Both propositions may be true. But it’s a mistake to treat so-called nones as an undifferentiated secularist mass, as Eastern Illinois University political scientist Ryan Burge explains with some fresh data. He notes that “in 2022, 6% of folks were atheists, 6% were agnostics, and another 23% were nothing in particular.” This large bloc of “nothing in particular” voters may lean left, all other things being equal, but they tend to be as uninterested in politics as in religion, making them a less than ideal party constituency. He explains:
“To put this in context, in 2020 there were nearly as many nothing in particulars who said that they voted for Trump as there were atheists who said that they voted for Biden.
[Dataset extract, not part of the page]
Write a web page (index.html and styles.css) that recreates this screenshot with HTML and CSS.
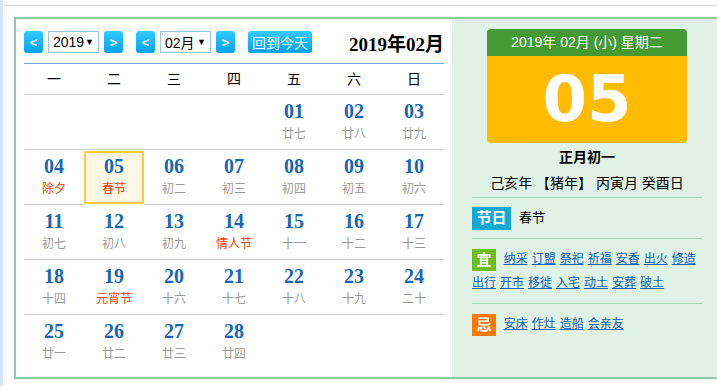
FILE: index.html
```html
<!DOCTYPE html>
<html lang="zh-CN">
<head>
  <meta charset="UTF-8">
  <title>万年历</title>
  <link rel="stylesheet" href="styles.css">
</head>
<body>
  <div class="page">
    <div class="topbar"></div>

    <div class="calendar">
      <div class="month-view">
        <div class="controls">
          <span class="btn">&lt;</span>
          <span class="picker">2019 <i>&#9660;</i></span>
          <span class="btn">&gt;</span>
          <span class="btn sep">&lt;</span>
          <span class="picker">02月 <i>&#9660;</i></span>
          <span class="btn">&gt;</span>
          <span class="btn today sep">回到今天</span>
          <span class="title">2019年02月</span>
        </div>

        <div class="weekdays">
          <span>一</span><span>二</span><span>三</span><span>四</span><span>五</span><span>六</span><span>日</span>
        </div>

        <div class="days">
          <div class="day"></div>
          <div class="day"></div>
          <div class="day"></div>
          <div class="day"></div>
          <div class="day"><b>01</b><small>廿七</small></div>
          <div class="day"><b>02</b><small>廿八</small></div>
          <div class="day"><b>03</b><small>廿九</small></div>

          <div class="day"><b>04</b><small class="fest">除夕</small></div>
          <div class="day current"><b>05</b><small class="fest">春节</small></div>
          <div class="day"><b>06</b><small>初二</small></div>
          <div class="day"><b>07</b><small>初三</small></div>
          <div class="day"><b>08</b><small>初四</small></div>
          <div class="day"><b>09</b><small>初五</small></div>
          <div class="day"><b>10</b><small>初六</small></div>

          <div class="day"><b>11</b><small>初七</small></div>
          <div class="day"><b>12</b><small>初八</small></div>
          <div class="day"><b>13</b><small>初九</small></div>
          <div class="day"><b>14</b><small class="fest">情人节</small></div>
          <div class="day"><b>15</b><small>十一</small></div>
          <div class="day"><b>16</b><small>十二</small></div>
          <div class="day"><b>17</b><small>十三</small></div>

          <div class="day"><b>18</b><small>十四</small></div>
          <div class="day"><b>19</b><small class="fest">元宵节</small></div>
          <div class="day"><b>20</b><small>十六</small></div>
          <div class="day"><b>21</b><small>十七</small></div>
          <div class="day"><b>22</b><small>十八</small></div>
          <div class="day"><b>23</b><small>十九</small></div>
          <div class="day"><b>24</b><small>二十</small></div>

          <div class="day"><b>25</b><small>廿一</small></div>
          <div class="day"><b>26</b><small>廿二</small></div>
          <div class="day"><b>27</b><small>廿三</small></div>
          <div class="day"><b>28</b><small>廿四</small></div>
          <div class="day"></div>
          <div class="day"></div>
          <div class="day"></div>
        </div>
      </div>

      <div class="detail">
        <div class="date-card">
          <div class="card-head">2019年 02月 (小) 星期二</div>
          <div class="card-day">05</div>
        </div>
        <div class="lunar">正月初一</div>
        <div class="ganzhi">己亥年 【猪年】 丙寅月 癸酉日</div>

        <div class="section festival">
          <span class="tag tag-fest">节日</span>
          <span>春节</span>
        </div>

        <div class="section">
          <span class="tag tag-yi">宜</span>
          <a href="#">纳采</a><a href="#">订盟</a><a href="#">祭祀</a><a href="#">祈福</a><a href="#">安香</a><a href="#">出火</a><a href="#">修造</a><a href="#">出行</a><a href="#">开市</a><a href="#">移徙</a><a href="#">入宅</a><a href="#">动土</a><a href="#">安葬</a><a href="#">破土</a>
        </div>

        <div class="section last">
          <span class="tag tag-ji">忌</span>
          <a href="#">安床</a><a href="#">作灶</a><a href="#">造船</a><a href="#">会亲友</a>
        </div>
      </div>
    </div>
  </div>
</body>
</html>
```

FILE: styles.css
```css
body {
  margin: 0;
  font-family: "Liberation Sans", "Noto Sans CJK SC", sans-serif;
  font-size: 13px;
  color: #000;
  overflow: hidden;
}
.page {
  border-left: 3px solid #d3e5f5;
  height: 386px;
  box-sizing: border-box;
}
.topbar {
  height: 5px;
  border-bottom: 1px solid #dcdcdc;
}
.calendar {
  display: flex;
  margin: 11px 0 0 11px;
  width: 720px;
  border: 2px solid #93c89f;
  border-right: none;
}

/* left: month grid */
.month-view {
  width: 420px;
  padding: 12px 8px 7px 8px;
  background: #fff;
}
.controls {
  display: flex;
  align-items: center;
  gap: 5px;
  height: 22px;
  padding-bottom: 10px;
  border-bottom: 1px solid #72a9de;
}
.btn {
  display: inline-flex;
  align-items: center;
  justify-content: center;
  width: 19px;
  height: 22px;
  border-radius: 3px;
  background: linear-gradient(#35c9ff, #00a2ef);
  color: #fff;
  font-size: 13px;
  font-weight: bold;
}
.btn.sep {
  margin-left: 8px;
}
.btn.today {
  width: 64px;
  font-weight: normal;
  font-size: 14px;
}
.picker {
  display: inline-flex;
  align-items: center;
  justify-content: space-between;
  box-sizing: border-box;
  width: 51px;
  height: 22px;
  padding: 0 4px 0 4px;
  border: 1px solid #9cc7e2;
  font-size: 14px;
}
.picker i {
  font-style: normal;
  font-size: 9px;
}
.title {
  margin-left: auto;
  font-family: "Liberation Serif", "Noto Sans CJK SC", serif;
  font-weight: bold;
  font-size: 19px;
}
.weekdays {
  display: grid;
  grid-template-columns: repeat(7, 1fr);
  height: 30px;
  line-height: 30px;
  text-align: center;
  font-size: 14px;
  border-bottom: 1px solid #cfcfcf;
}
.days {
  display: grid;
  grid-template-columns: repeat(7, 1fr);
}
.day {
  display: flex;
  flex-direction: column;
  align-items: center;
  height: 55px;
  border-bottom: 1px solid #cfcfcf;
  box-sizing: border-box;
}
.days .day:nth-last-child(-n+7) {
  border-bottom: none;
}
.day b {
  margin-top: 5px;
  height: 22px;
  line-height: 22px;
  font-family: "Liberation Serif", serif;
  font-size: 20px;
  color: #1767b5;
}
.day small {
  margin-top: 2px;
  font-size: 12px;
  color: #999;
}
.day small.fest {
  color: #f23d00;
}
.day.current {
  margin: 1px 0;
  height: 53px;
  border: 2px solid #ffcb45;
  background: #fff8e7;
  width: 60px;
}
.day.current b {
  margin-top: 2px;
}

/* right: day detail */
.detail {
  width: 230px;
  padding: 10px 20px 0 20px;
  background: #e0f1e6;
}
.date-card {
  width: 200px;
  margin: 0 auto;
  border-radius: 4px;
  overflow: hidden;
}
.card-head {
  height: 27px;
  line-height: 27px;
  background: #459a34;
  color: #fff;
  text-align: center;
  font-size: 14px;
}
.card-day {
  height: 87px;
  line-height: 87px;
  background: #ffbb00;
  color: #fff;
  text-align: center;
  font-family: "DejaVu Sans", sans-serif;
  font-weight: bold;
  font-size: 64px;
}
.lunar {
  margin-top: 5px;
  text-align: center;
  font-weight: bold;
  font-size: 14px;
  line-height: 18px;
}
.ganzhi {
  margin-top: 7px;
  padding-bottom: 4px;
  text-align: center;
  font-size: 14px;
  line-height: 20px;
  border-bottom: 1px solid #a9d4b5;
}
.section {
  padding: 8px 0 8px 0;
  line-height: 24px;
  border-bottom: 1px solid #a9d4b5;
  font-size: 13px;
}
.section.last {
  border-bottom: none;
}
.festival {
  display: flex;
  align-items: center;
  gap: 8px;
}
.tag {
  display: inline-block;
  vertical-align: middle;
  width: 24px;
  height: 22px;
  line-height: 22px;
  margin-right: 4px;
  text-align: center;
  color: #fff;
  font-weight: bold;
  font-size: 15px;
}
.tag-fest {
  width: 39px;
  height: 23px;
  margin-right: 0;
  background: #16a8d4;
}
.tag-yi {
  background: #6cbd1e;
}
.tag-ji {
  background: #fd7a00;
}
.section a {
  display: inline-block;
  margin-right: 4px;
  color: #0b62b0;
  font-size: 12px;
}
```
“While atheists are the most politically active group in the United States in terms of things like donating money and working for a campaign, the nothing in particulars are on another planet entirely.
“They were half as likely to donate money to a candidate compared to atheists. They were half as likely to put up a political sign. They were less than half as likely to contact a public official.
“This all points to the same conclusion: they don’t vote in high numbers. So, while there may be a whole bunch of nothing in particulars, that may not translate to electoral victories.”
As Burge mentioned, however, there is a “none” constituency that leans much more strongly left and is very engaged politically — indeed, significantly more engaged than the white evangelicals we’re always hearing about. That would be atheists. In a separate piece, he gets into the numbers:
“The group that is most likely to contact a public official? Atheists.
“The group that puts up political signs at the highest rates? Atheists.
“HALF of atheists report giving to a candidate or campaign in the 2020 presidential election cycle.
“The average atheist is about 65% more politically engaged than the average American.”
And as Thomas Edsall points out in a broader New York Times column on demographic voting patterns, atheists really are a solid Democratic constituency, supporting Biden over Trump in 2020 by an incredible 87 to 9 percent margin. It’s worth noting that the less adamant siblings of the emphatically godless, agnostics, also went for Biden by an 80 to 17 percent margin and are more engaged than “nothing in particulars” as well.
So should Democrats target and identify with atheists? It’s risky. Despite the trends, there are still three times as many white evangelicals as atheists in the voting population. And there are a lot more religious folk of different varieties, some of whom have robust Democratic voting minorities or even majorities who probably wouldn’t be too happy with their party showing disdain for religion entirely. There’s also a hunt-where-the-ducks-fly factor: If atheists and agnostics already participate in politics and lean strongly toward Democrats, how much attention do they really need? There’s a reason that politicians, whatever their actual religious beliefs or practices, overwhelmingly report some religious identity. Congress lost its one professed atheist when California representative Pete Stark lost a Democratic primary in 2012; the only professed agnostic in Congress is Arizona Senator Kyrsten Sinema, whose political future isn’t looking great.
It’s a complicated picture. Conservative columnist Ross Douthat argues that American liberalism’s increasing identification with secularism is keeping a lot of conservative Christians from politically expressing their reservations about Donald Trump. And religious people beyond the ranks of conservative faith communities may feel cross-pressured if Democratic politicians begin to reflect the liberal intelligentsia’s general assumption that religion is little more than a reactionary habit rooted in superstition and doomed to eventual extinction.
Perhaps it makes more sense for Democratic atheists and agnostics to spend time educating and mobilizing the “nothing in particular” Americans who already outnumber white evangelicals and ought to be concerned about how they’ll be treated if a Christian-nationalist Gilead arises. Only then can “nones” become the salvation for the Democratic Party.